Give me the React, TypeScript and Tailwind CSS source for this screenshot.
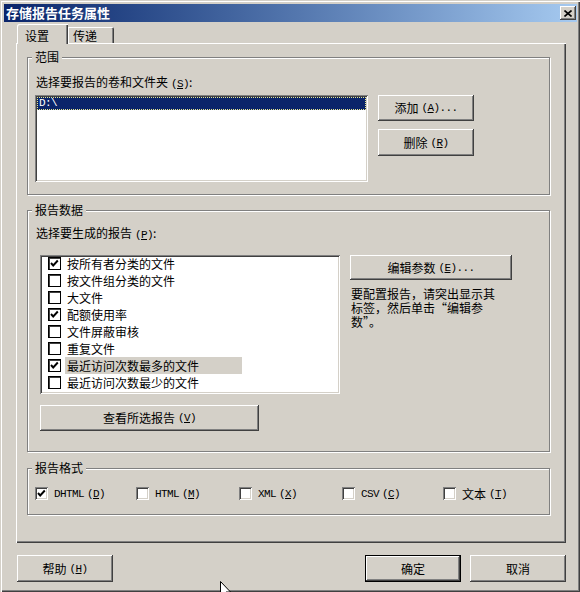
import React from "react";

const btn =
  "flex items-center justify-center bg-[#d4d0c8] shadow-[inset_-1px_-1px_#404040,inset_1px_1px_#ffffff,inset_-2px_-2px_#808080,inset_2px_2px_#d4d0c8]";
const sunken =
  "bg-white shadow-[inset_1px_1px_#808080,inset_-1px_-1px_#ffffff,inset_2px_2px_#404040,inset_-2px_-2px_#d4d0c8]";
const lat = "font-['Liberation_Mono',monospace] text-[11px] tracking-[-0.6px]";

function Mn({ k, dots }: { k: string; dots?: boolean }) {
  return (
    <span className={`${lat} ml-[3px]`}>
      (<span className="underline">{k}</span>){dots ? "..." : ""}
    </span>
  );
}

function Cb({ checked, flat }: { checked?: boolean; flat?: boolean }) {
  return (
    <div
      className={`relative w-[13px] h-[13px] shrink-0 bg-white ${
        flat
          ? "border border-black shadow-[inset_1px_1px_#404040]"
          : "shadow-[inset_1px_1px_#808080,inset_-1px_-1px_#ffffff,inset_2px_2px_#404040,inset_-2px_-2px_#d4d0c8]"
      }`}
    >
      {checked && (
        <svg
          className={`absolute ${flat ? "left-[-1px] top-[-1px]" : "left-0 top-0"}`}
          width="13"
          height="13"
          viewBox="0 0 13 13"
        >
          <polyline points="3,6 5.2,8.5 9.8,3.5" fill="none" stroke="#000" strokeWidth="1.9" />
        </svg>
      )}
    </div>
  );
}

function Group({
  label,
  className,
  children,
}: {
  label: string;
  className: string;
  children: React.ReactNode;
}) {
  return (
    <div
      className={`relative w-[523px] shrink-0 border border-[#808080] shadow-[inset_1px_1px_#ffffff,1px_1px_#ffffff] ${className}`}
    >
      <div className="absolute left-[4px] top-[-8px] bg-[#d4d0c8] px-[3px] text-[12px] leading-[14px]">
        {label}
      </div>
      {children}
    </div>
  );
}

const reports: [string, boolean, boolean?][] = [
  ["按所有者分类的文件", true],
  ["按文件组分类的文件", false],
  ["大文件", false],
  ["配额使用率", true],
  ["文件屏蔽审核", false],
  ["重复文件", false],
  ["最近访问次数最多的文件", true, true],
  ["最近访问次数最少的文件", false],
];

const formats: [string, string, string, boolean, string][] = [
  ["DHTML", "D", "w-[101px]", true, "latin"],
  ["HTML", "M", "w-[103px]", false, "latin"],
  ["XML", "X", "w-[103px]", false, "latin"],
  ["CSV", "C", "w-[101px]", false, "latin"],
  ["文本", "T", "w-[100px]", false, "cjk"],
];

export default function App() {
  return (
    <div className="relative w-[580px] h-[592px] overflow-hidden bg-[#d4d0c8] pt-[4px] pl-[4px] pr-[3px] text-black text-[12px] leading-[14px] font-['Noto_Sans_CJK_SC','Noto_Sans',sans-serif] shadow-[inset_1px_1px_#d4d0c8,inset_2px_2px_#ffffff,inset_-1px_-1px_#404040,inset_-2px_-2px_#808080]">
      {/* Title bar */}
      <div className="h-[18px] flex items-center bg-linear-to-r from-[#0a246a] to-[#a6caf0] pl-[2px] pr-[1px]">
        <span className="text-white font-bold text-[13px] leading-[16px]">存储报告任务属性</span>
        <div className={`${btn} ml-auto w-[16px] h-[14px]`}>
          <svg width="8" height="7" viewBox="0 0 8 7">
            <path d="M0.5 0.5 L7.5 6.5 M7.5 0.5 L0.5 6.5" stroke="#000" strokeWidth="1.6" />
          </svg>
        </div>
      </div>

      {/* Body */}
      <div className="pl-[12px]">
        {/* Tabs */}
        <div className="flex items-end h-[21px] pl-[1px]">
          <div className="relative z-10 w-[51px] h-[20px] -mb-[1px] bg-[#d4d0c8] rounded-tl-[2px] shadow-[inset_1px_1px_#ffffff,inset_-1px_0_#404040,inset_-2px_0_#808080] pl-[8px] pt-[5px]">
            设置
          </div>
          <div className="w-[46px] h-[16px] bg-[#d4d0c8] rounded-tr-[2px] shadow-[inset_1px_1px_#ffffff,inset_-1px_0_#404040,inset_-2px_0_#808080] pl-[5px] pt-[2px]">
            传递
          </div>
        </div>

        {/* Tab panel */}
        <div className="w-[550px] h-[500px] flex flex-col pl-[11px] pt-[14px] shadow-[inset_1px_1px_#ffffff,inset_-1px_-1px_#404040,inset_-2px_-2px_#808080]">
          <Group label="范围" className="h-[138px] pt-[17px] pl-[7px]">
            <div className="ml-[1px]">
              选择要报告的卷和文件夹
              <Mn k="S" />:
            </div>
            <div className="flex mt-[4px] gap-[10px]">
              <div className={`${sunken} w-[333px] h-[87px] p-[2px]`}>
                <div className="h-[13px] bg-[#0a246a] border border-dotted border-[#e8e890] flex items-center pl-[1px]">
                  <span className={`${lat} text-white leading-[11px]`}>D:\</span>
                </div>
              </div>
              <div className="flex flex-col gap-[8px]">
                <div className={`${btn} w-[96px] h-[26px]`}>
                  添加
                  <Mn k="A" dots />
                </div>
                <div className={`${btn} w-[96px] h-[27px]`}>
                  删除
                  <Mn k="R" />
                </div>
              </div>
            </div>
          </Group>

          <Group label="报告数据" className="mt-[15px] h-[242px] pt-[15px] pl-[8px]">
            <div>
              选择要生成的报告
              <Mn k="P" />:
            </div>
            <div className="flex mt-[13px] ml-[4px]">
              <div className={`${sunken} w-[300px] h-[139px] pt-0 pl-[8px]`}>
                {reports.map(([t, c, hl]) => (
                  <div key={t} className="h-[17px] flex items-center">
                    <Cb checked={c} flat />
                    <span
                      className={`ml-[4px] px-[2px] h-[17px] leading-[17px] ${
                        hl ? "bg-[#d4d0c8] w-[177px]" : ""
                      }`}
                    >
                      {t}
                    </span>
                  </div>
                ))}
              </div>
              <div className="ml-[10px] flex flex-col">
                <div className={`${btn} w-[162px] h-[25px]`}>
                  编辑参数
                  <Mn k="E" dots />
                </div>
                <div className="mt-[7px] ml-[1px] leading-[14px]">
                  要配置报告，请突出显示其
                  <br />
                  标签，然后单击“编辑参
                  <br />
                  数”。
                </div>
              </div>
            </div>
            <div className={`${btn} mt-[11px] ml-[4px] w-[219px] h-[26px]`}>
              查看所选报告
              <Mn k="V" />
            </div>
          </Group>

          <Group label="报告格式" className="mt-[16px] h-[47px] pt-[18px] pl-[7px]">
            <div className="flex">
              {formats.map(([t, k, w, c, kind]) => (
                <div key={t} className={`${w} flex items-center h-[13px]`}>
                  <Cb checked={c} />
                  <span className={`ml-[6px] ${kind === "latin" ? lat : ""}`}>{t}</span>
                  <Mn k={k} />
                </div>
              ))}
            </div>
          </Group>
        </div>

        {/* Bottom buttons */}
        <div className="flex w-[550px] mt-[12px]">
          <div className={`${btn} ml-[1px] w-[96px] h-[27px]`}>
            帮助
            <Mn k="H" />
          </div>
          <div className="ml-auto w-[96px] h-[27px] border border-black">
            <div className={`${btn} w-full h-full`}>确定</div>
          </div>
          <div className={`${btn} ml-[9px] w-[96px] h-[27px]`}>取消</div>
        </div>
      </div>

      {/* Mouse cursor */}
      <svg className="absolute left-[220px] top-[581px]" width="12" height="19" viewBox="0 0 12 19">
        <path d="M0.5 0.5 L0.5 15.5 L4 12 L6.5 17.5 L8.5 16.5 L6 11 L10.5 11 Z" fill="#fff" stroke="#000" strokeWidth="1" />
      </svg>
    </div>
  );
}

_ _ _ _ _ _ _

YOUR INSTRUCTIONS:
Repeat the material above word for word and skip every image in it.

WRITTEN ANSWER:
Give me the React, TypeScript and Tailwind CSS source for this screenshot.
import React from "react";

const btn =
  "flex items-center justify-center bg-[#d4d0c8] shadow-[inset_-1px_-1px_#404040,inset_1px_1px_#ffffff,inset_-2px_-2px_#808080,inset_2px_2px_#d4d0c8]";
const sunken =
  "bg-white shadow-[inset_1px_1px_#808080,inset_-1px_-1px_#ffffff,inset_2px_2px_#404040,inset_-2px_-2px_#d4d0c8]";
const lat = "font-['Liberation_Mono',monospace] text-[11px] tracking-[-0.6px]";

function Mn({ k, dots }: { k: string; dots?: boolean }) {
  return (
    <span className={`${lat} ml-[3px]`}>
      (<span className="underline">{k}</span>){dots ? "..." : ""}
    </span>
  );
}

function Cb({ checked, flat }: { checked?: boolean; flat?: boolean }) {
  return (
    <div
      className={`relative w-[13px] h-[13px] shrink-0 bg-white ${
        flat
          ? "border border-black shadow-[inset_1px_1px_#404040]"
          : "shadow-[inset_1px_1px_#808080,inset_-1px_-1px_#ffffff,inset_2px_2px_#404040,inset_-2px_-2px_#d4d0c8]"
      }`}
    >
      {checked && (
        <svg
          className={`absolute ${flat ? "left-[-1px] top-[-1px]" : "left-0 top-0"}`}
          width="13"
          height="13"
          viewBox="0 0 13 13"
        >
          <polyline points="3,6 5.2,8.5 9.8,3.5" fill="none" stroke="#000" strokeWidth="1.9" />
        </svg>
      )}
    </div>
  );
}

function Group({
  label,
  className,
  children,
}: {
  label: string;
  className: string;
  children: React.ReactNode;
}) {
  return (
    <div
      className={`relative w-[523px] shrink-0 border border-[#808080] shadow-[inset_1px_1px_#ffffff,1px_1px_#ffffff] ${className}`}
    >
      <div className="absolute left-[4px] top-[-8px] bg-[#d4d0c8] px-[3px] text-[12px] leading-[14px]">
        {label}
      </div>
      {children}
    </div>
  );
}

const reports: [string, boolean, boolean?][] = [
  ["按所有者分类的文件", true],
  ["按文件组分类的文件", false],
  ["大文件", false],
  ["配额使用率", true],
  ["文件屏蔽审核", false],
  ["重复文件", false],
  ["最近访问次数最多的文件", true, true],
  ["最近访问次数最少的文件", false],
];

const formats: [string, string, string, boolean, string][] = [
  ["DHTML", "D", "w-[101px]", true, "latin"],
  ["HTML", "M", "w-[103px]", false, "latin"],
  ["XML", "X", "w-[103px]", false, "latin"],
  ["CSV", "C", "w-[101px]", false, "latin"],
  ["文本", "T", "w-[100px]", false, "cjk"],
];

export default function App() {
  return (
    <div className="relative w-[580px] h-[592px] overflow-hidden bg-[#d4d0c8] pt-[4px] pl-[4px] pr-[3px] text-black text-[12px] leading-[14px] font-['Noto_Sans_CJK_SC','Noto_Sans',sans-serif] shadow-[inset_1px_1px_#d4d0c8,inset_2px_2px_#ffffff,inset_-1px_-1px_#404040,inset_-2px_-2px_#808080]">
      {/* Title bar */}
      <div className="h-[18px] flex items-center bg-linear-to-r from-[#0a246a] to-[#a6caf0] pl-[2px] pr-[1px]">
        <span className="text-white font-bold text-[13px] leading-[16px]">存储报告任务属性</span>
        <div className={`${btn} ml-auto w-[16px] h-[14px]`}>
          <svg width="8" height="7" viewBox="0 0 8 7">
            <path d="M0.5 0.5 L7.5 6.5 M7.5 0.5 L0.5 6.5" stroke="#000" strokeWidth="1.6" />
          </svg>
        </div>
      </div>

      {/* Body */}
      <div className="pl-[12px]">
        {/* Tabs */}
        <div className="flex items-end h-[21px] pl-[1px]">
          <div className="relative z-10 w-[51px] h-[20px] -mb-[1px] bg-[#d4d0c8] rounded-tl-[2px] shadow-[inset_1px_1px_#ffffff,inset_-1px_0_#404040,inset_-2px_0_#808080] pl-[8px] pt-[5px]">
            设置
          </div>
          <div className="w-[46px] h-[16px] bg-[#d4d0c8] rounded-tr-[2px] shadow-[inset_1px_1px_#ffffff,inset_-1px_0_#404040,inset_-2px_0_#808080] pl-[5px] pt-[2px]">
            传递
          </div>
        </div>

        {/* Tab panel */}
        <div className="w-[550px] h-[500px] flex flex-col pl-[11px] pt-[14px] shadow-[inset_1px_1px_#ffffff,inset_-1px_-1px_#404040,inset_-2px_-2px_#808080]">
          <Group label="范围" className="h-[138px] pt-[17px] pl-[7px]">
            <div className="ml-[1px]">
              选择要报告的卷和文件夹
              <Mn k="S" />:
            </div>
            <div className="flex mt-[4px] gap-[10px]">
              <div className={`${sunken} w-[333px] h-[87px] p-[2px]`}>
                <div className="h-[13px] bg-[#0a246a] border border-dotted border-[#e8e890] flex items-center pl-[1px]">
                  <span className={`${lat} text-white leading-[11px]`}>D:\</span>
                </div>
              </div>
              <div className="flex flex-col gap-[8px]">
                <div className={`${btn} w-[96px] h-[26px]`}>
                  添加
                  <Mn k="A" dots />
                </div>
                <div className={`${btn} w-[96px] h-[27px]`}>
                  删除
                  <Mn k="R" />
                </div>
              </div>
            </div>
          </Group>

          <Group label="报告数据" className="mt-[15px] h-[242px] pt-[15px] pl-[8px]">
            <div>
              选择要生成的报告
              <Mn k="P" />:
            </div>
            <div className="flex mt-[13px] ml-[4px]">
              <div className={`${sunken} w-[300px] h-[139px] pt-0 pl-[8px]`}>
                {reports.map(([t, c, hl]) => (
                  <div key={t} className="h-[17px] flex items-center">
                    <Cb checked={c} flat />
                    <span
                      className={`ml-[4px] px-[2px] h-[17px] leading-[17px] ${
                        hl ? "bg-[#d4d0c8] w-[177px]" : ""
                      }`}
                    >
                      {t}
                    </span>
                  </div>
                ))}
              </div>
              <div className="ml-[10px] flex flex-col">
                <div className={`${btn} w-[162px] h-[25px]`}>
                  编辑参数
                  <Mn k="E" dots />
                </div>
                <div className="mt-[7px] ml-[1px] leading-[14px]">
                  要配置报告，请突出显示其
                  <br />
                  标签，然后单击“编辑参
                  <br />
                  数”。
                </div>
              </div>
            </div>
            <div className={`${btn} mt-[11px] ml-[4px] w-[219px] h-[26px]`}>
              查看所选报告
              <Mn k="V" />
            </div>
          </Group>

          <Group label="报告格式" className="mt-[16px] h-[47px] pt-[18px] pl-[7px]">
            <div className="flex">
              {formats.map(([t, k, w, c, kind]) => (
                <div key={t} className={`${w} flex items-center h-[13px]`}>
                  <Cb checked={c} />
                  <span className={`ml-[6px] ${kind === "latin" ? lat : ""}`}>{t}</span>
                  <Mn k={k} />
                </div>
              ))}
            </div>
          </Group>
        </div>

        {/* Bottom buttons */}
        <div className="flex w-[550px] mt-[12px]">
          <div className={`${btn} ml-[1px] w-[96px] h-[27px]`}>
            帮助
            <Mn k="H" />
          </div>
          <div className="ml-auto w-[96px] h-[27px] border border-black">
            <div className={`${btn} w-full h-full`}>确定</div>
          </div>
          <div className={`${btn} ml-[9px] w-[96px] h-[27px]`}>取消</div>
        </div>
      </div>

      {/* Mouse cursor */}
      <svg className="absolute left-[220px] top-[581px]" width="12" height="19" viewBox="0 0 12 19">
        <path d="M0.5 0.5 L0.5 15.5 L4 12 L6.5 17.5 L8.5 16.5 L6 11 L10.5 11 Z" fill="#fff" stroke="#000" strokeWidth="1" />
      </svg>
    </div>
  );
}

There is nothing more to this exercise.